In its full year results to 31 December, reported pre-tax profit stood at £200,000, down from £42.9m the year before as it reviewed the need for a non-cash impairment relating to its 2015 acquisition of Norwegian shipbroker RS Platou ASA.
The FTSE 250 company said it has determined that a £47.5m impairment charge, relating to goodwill attributable to securities and offshore broking, was required.
However, underlying pre-tax profit - excluding such exceptional items and acquisition costs - rose to £49.3m, up from £45.3m the year before.
Revenue increased to £363m, compared to £337.6m in 2018, while its dividend per share was up 3p to 78p.
VIRUS HITS FREIGHT RATES
While Clarkson said it has an improved forward order book from 2019, it warned the coronavirus is likely to impact first half performance this year, with the outbreak in Asia in particular causing a big drop in short-term freight rates.
Global seaborne trade, which is closely linked to economic developments in Asia, is likely to take a big hit this year with the virus combined with fragile geopolitics impacting demand.

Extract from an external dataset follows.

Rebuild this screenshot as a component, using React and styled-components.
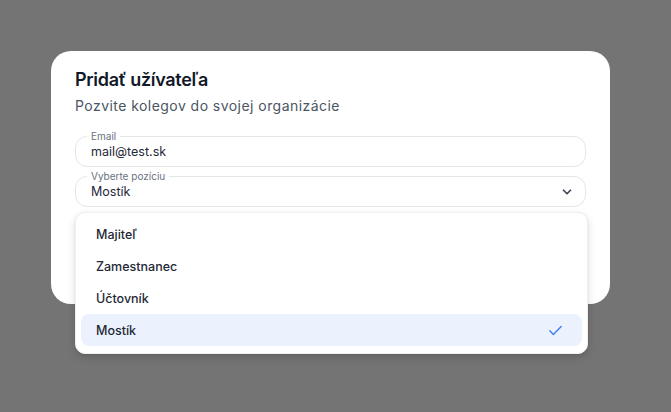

Chief executive Andi Case said, ‘We started 2020 with a stronger forward order book than in 2019, however, the emergence of the COVID-19 virus will impact our first half performance.
‘In the medium term, the environmental regulatory drivers and supply demand dynamics in the shipping industry are favourable and we remain confident in the prospects of the group.’
Shore Capital analysts Peter Ashworth said Clarkson’s ‘leading position across its markets’, as well as its geographic footprint, make the group ‘resilient’.
He highlighted the firm’s net cash position, with net cash and available funds rising to £84.7m at the end of 2019, compared to £73.4m the previous year.